## start SOURCE DATA
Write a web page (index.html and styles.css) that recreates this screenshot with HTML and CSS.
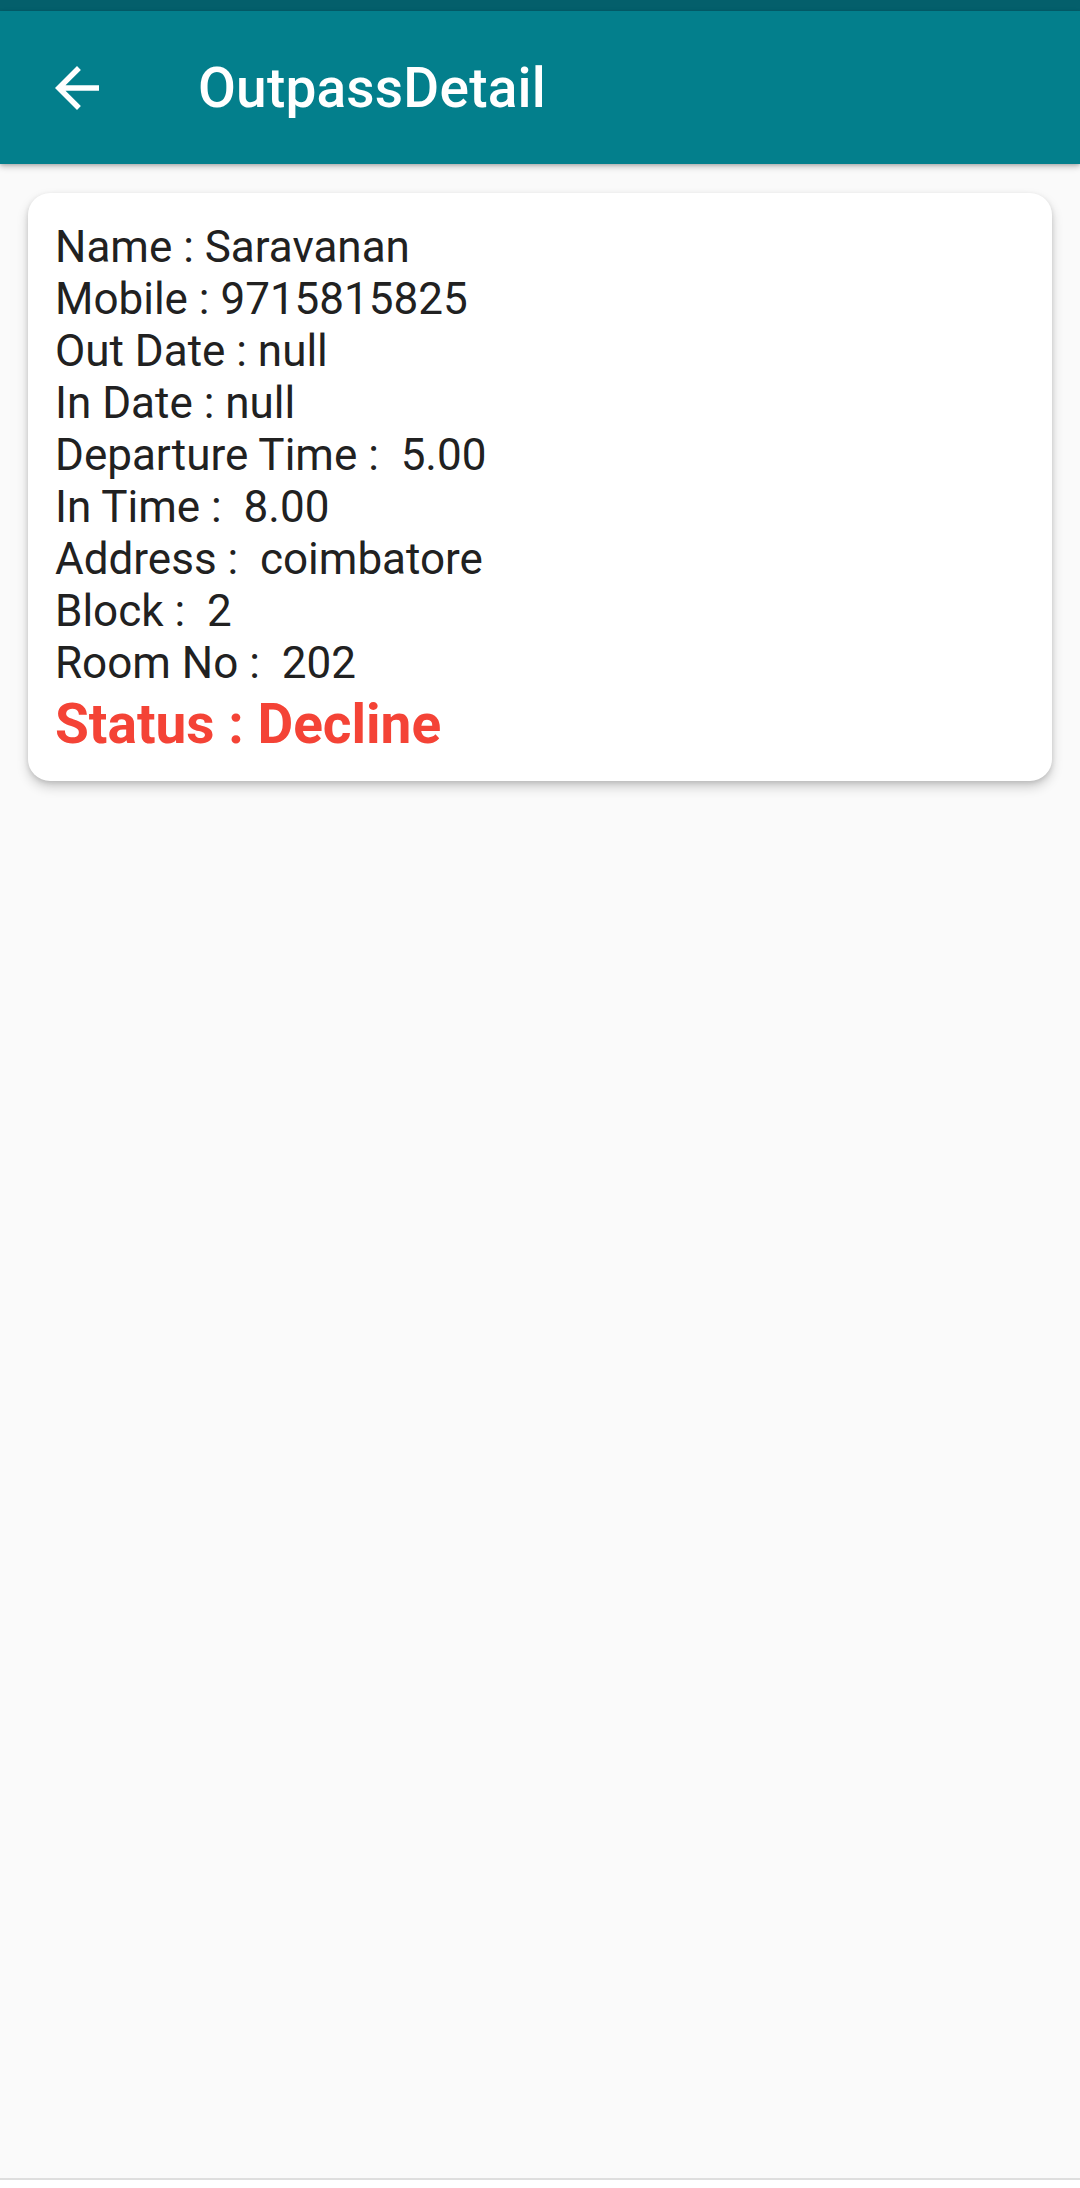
FILE: index.html
```html
<!DOCTYPE html>
<html>
<head>
<meta charset="utf-8">
<link rel="stylesheet" href="styles.css">
</head>
<body>
<div class="screen">
  <div class="statusbar"></div>
  <header class="appbar">
    <div class="leading">
      <svg class="back" viewBox="0 0 24 24" width="66" height="66"><path d="M20 11H7.83l5.59-5.59L12 4l-8 8 8 8 1.41-1.41L7.83 13H20v-2z" fill="#ffffff"/></svg>
    </div>
    <div class="title">OutpassDetail</div>
  </header>
  <main class="content">
    <section class="card">
      <div class="line">Name : Saravanan</div>
      <div class="line">Mobile : 9715815825</div>
      <div class="line">Out Date : null</div>
      <div class="line">In Date : null</div>
      <div class="line">Departure Time :&nbsp; 5.00</div>
      <div class="line">In Time :&nbsp; 8.00</div>
      <div class="line">Address :&nbsp; coimbatore</div>
      <div class="line">Block :&nbsp; 2</div>
      <div class="line">Room No :&nbsp; 202</div>
      <div class="status">Status : Decline</div>
    </section>
  </main>
  <div class="navbar"></div>
</div>
</body>
</html>
```

FILE: styles.css
```css
* { box-sizing: border-box; }
html, body { margin: 0; padding: 0; }
body {
  width: 1080px;
  height: 2188px;
  font-family: Roboto, "Noto Sans", "Liberation Sans", sans-serif;
  background: #fafafa;
  overflow: hidden;
}
.screen {
  display: flex;
  flex-direction: column;
  height: 2188px;
}
.statusbar {
  height: 11px;
  background: #045f6b;
  flex: none;
}
.appbar {
  height: 153px;
  flex: none;
  background: #037f8c;
  display: flex;
  align-items: center;
  box-shadow: 0 3px 6px rgba(0,0,0,0.22), 0 1px 3px rgba(0,0,0,0.14);
  position: relative;
  z-index: 2;
}
.leading {
  width: 154px;
  height: 153px;
  display: flex;
  align-items: center;
  justify-content: center;
  flex: none;
}
.back { display: block; }
.title {
  margin-left: 44px;
  color: #ffffff;
  font-size: 55px;
  font-weight: 500;
  letter-spacing: 0.2px;
}
.content {
  flex: 1;
  padding: 29px 28px 0;
  background: #fafafa;
}
.card {
  background: #ffffff;
  border-radius: 22px;
  padding: 28px 27px 22px;
  box-shadow: 0 6px 12px rgba(0,0,0,0.18), 0 2px 5px rgba(0,0,0,0.12);
}
.line {
  font-size: 44px;
  line-height: 52px;
  color: #212121;
  white-space: pre;
}
.status {
  font-size: 55px;
  line-height: 70px;
  font-weight: 700;
  color: #f44336;
}
.navbar {
  height: 10px;
  flex: none;
  background: #ffffff;
  border-top: 2px solid #dedede;
}
```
## end SOURCE DATA
- **REQUIRED WORK**
Take the listing above and print it exactly, apart from the pictures.

- **THE COMPLETED TASK**
Write a web page (index.html and styles.css) that recreates this screenshot with HTML and CSS.
FILE: index.html
```html
<!DOCTYPE html>
<html>
<head>
<meta charset="utf-8">
<link rel="stylesheet" href="styles.css">
</head>
<body>
<div class="screen">
  <div class="statusbar"></div>
  <header class="appbar">
    <div class="leading">
      <svg class="back" viewBox="0 0 24 24" width="66" height="66"><path d="M20 11H7.83l5.59-5.59L12 4l-8 8 8 8 1.41-1.41L7.83 13H20v-2z" fill="#ffffff"/></svg>
    </div>
    <div class="title">OutpassDetail</div>
  </header>
  <main class="content">
    <section class="card">
      <div class="line">Name : Saravanan</div>
      <div class="line">Mobile : 9715815825</div>
      <div class="line">Out Date : null</div>
      <div class="line">In Date : null</div>
      <div class="line">Departure Time :&nbsp; 5.00</div>
      <div class="line">In Time :&nbsp; 8.00</div>
      <div class="line">Address :&nbsp; coimbatore</div>
      <div class="line">Block :&nbsp; 2</div>
      <div class="line">Room No :&nbsp; 202</div>
      <div class="status">Status : Decline</div>
    </section>
  </main>
  <div class="navbar"></div>
</div>
</body>
</html>
```

FILE: styles.css
```css
* { box-sizing: border-box; }
html, body { margin: 0; padding: 0; }
body {
  width: 1080px;
  height: 2188px;
  font-family: Roboto, "Noto Sans", "Liberation Sans", sans-serif;
  background: #fafafa;
  overflow: hidden;
}
.screen {
  display: flex;
  flex-direction: column;
  height: 2188px;
}
.statusbar {
  height: 11px;
  background: #045f6b;
  flex: none;
}
.appbar {
  height: 153px;
  flex: none;
  background: #037f8c;
  display: flex;
  align-items: center;
  box-shadow: 0 3px 6px rgba(0,0,0,0.22), 0 1px 3px rgba(0,0,0,0.14);
  position: relative;
  z-index: 2;
}
.leading {
  width: 154px;
  height: 153px;
  display: flex;
  align-items: center;
  justify-content: center;
  flex: none;
}
.back { display: block; }
.title {
  margin-left: 44px;
  color: #ffffff;
  font-size: 55px;
  font-weight: 500;
  letter-spacing: 0.2px;
}
.content {
  flex: 1;
  padding: 29px 28px 0;
  background: #fafafa;
}
.card {
  background: #ffffff;
  border-radius: 22px;
  padding: 28px 27px 22px;
  box-shadow: 0 6px 12px rgba(0,0,0,0.18), 0 2px 5px rgba(0,0,0,0.12);
}
.line {
  font-size: 44px;
  line-height: 52px;
  color: #212121;
  white-space: pre;
}
.status {
  font-size: 55px;
  line-height: 70px;
  font-weight: 700;
  color: #f44336;
}
.navbar {
  height: 10px;
  flex: none;
  background: #ffffff;
  border-top: 2px solid #dedede;
}
```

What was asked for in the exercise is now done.